Прямота проникает через броню, защищающую самолюбие человека, не нанося ему вреда, но делая его чище, честнее, откровеннее и великодушнее.
Не все приказы императора надо выполнять
Отправляя полководца в поход, император опустился на колено и поцеловал колесо его колесницы. Это означало, что теперь полководец сам будет решать, какие из приказов императора ему надлежит выполнять, а какие нет.
Далеко уйдет войско. Если полководец увидит, что выполнение приказа во вред армии или безопасности страны, он имеет право не выполнить приказ императора. Не может император все знать и все предусмотреть из столицы.
Один из вассалов опоздал со своим войском на поле боя, и полководец отдал приказ о его казни. Провинившийся был хорошо знаком императору и решил просить его об отмене казни. Император внял просьбе и послал гонца в лагерь полководца с приказом отменить казнь. Но пока гонец скакал, провинившийся был уже казнен.

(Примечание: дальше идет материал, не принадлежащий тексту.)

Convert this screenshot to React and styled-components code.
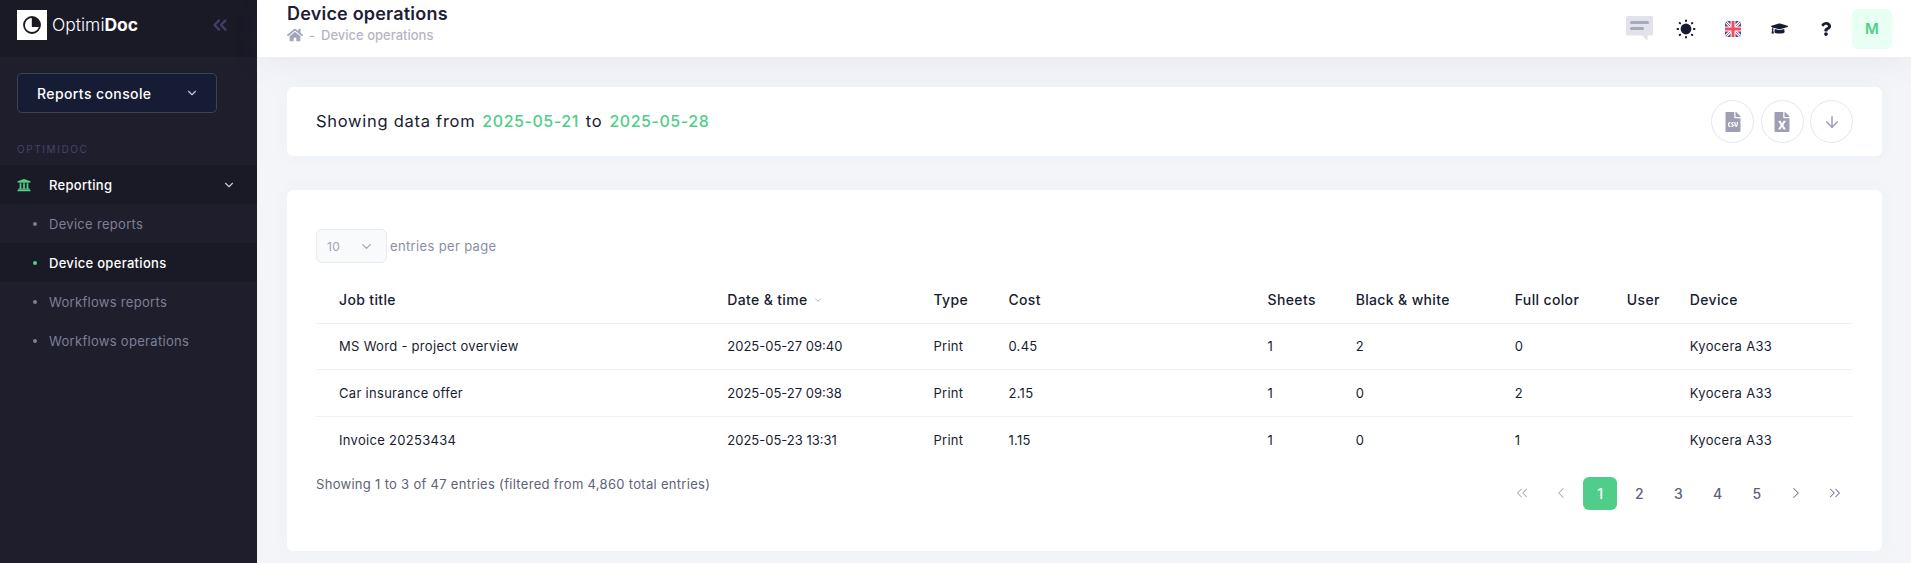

Полководец стоял возле своей палатки вместе с одним из офицеров, когда гонец, остановив лошадь на полном скаку, протянул ему приказ. Полководец развернул, прочитал, протянул обратно гонцу и произнес:
– Не все приказы императора надо выполнять! Затем обернулся к офицеру:
– А что у нас полагается тому, кто скачет по лагерю во весь опор?!
– Смертная казнь! — ответил офицер. — По лагерю на лошади можно передвигаться только шагом. Во избежание паники.
Гонец забеспокоился и стал объяснять, что он очень торопился, что император просил его поспешить, что речь шла о жизни человека.
– Хорошо, сказал полководец, — мы тебя не казним. Не все приказы императора надо выполнять, но уважать императора надо! Мы вместо тебя казним ребенка!
И ребенок был казнен.
Мы не знаем, какой именно ребенок был казнен. Но это и не важно. Именно потому не важно, что ребенок. То есть невиновный. За вину гонца можно было казнить только невиновного.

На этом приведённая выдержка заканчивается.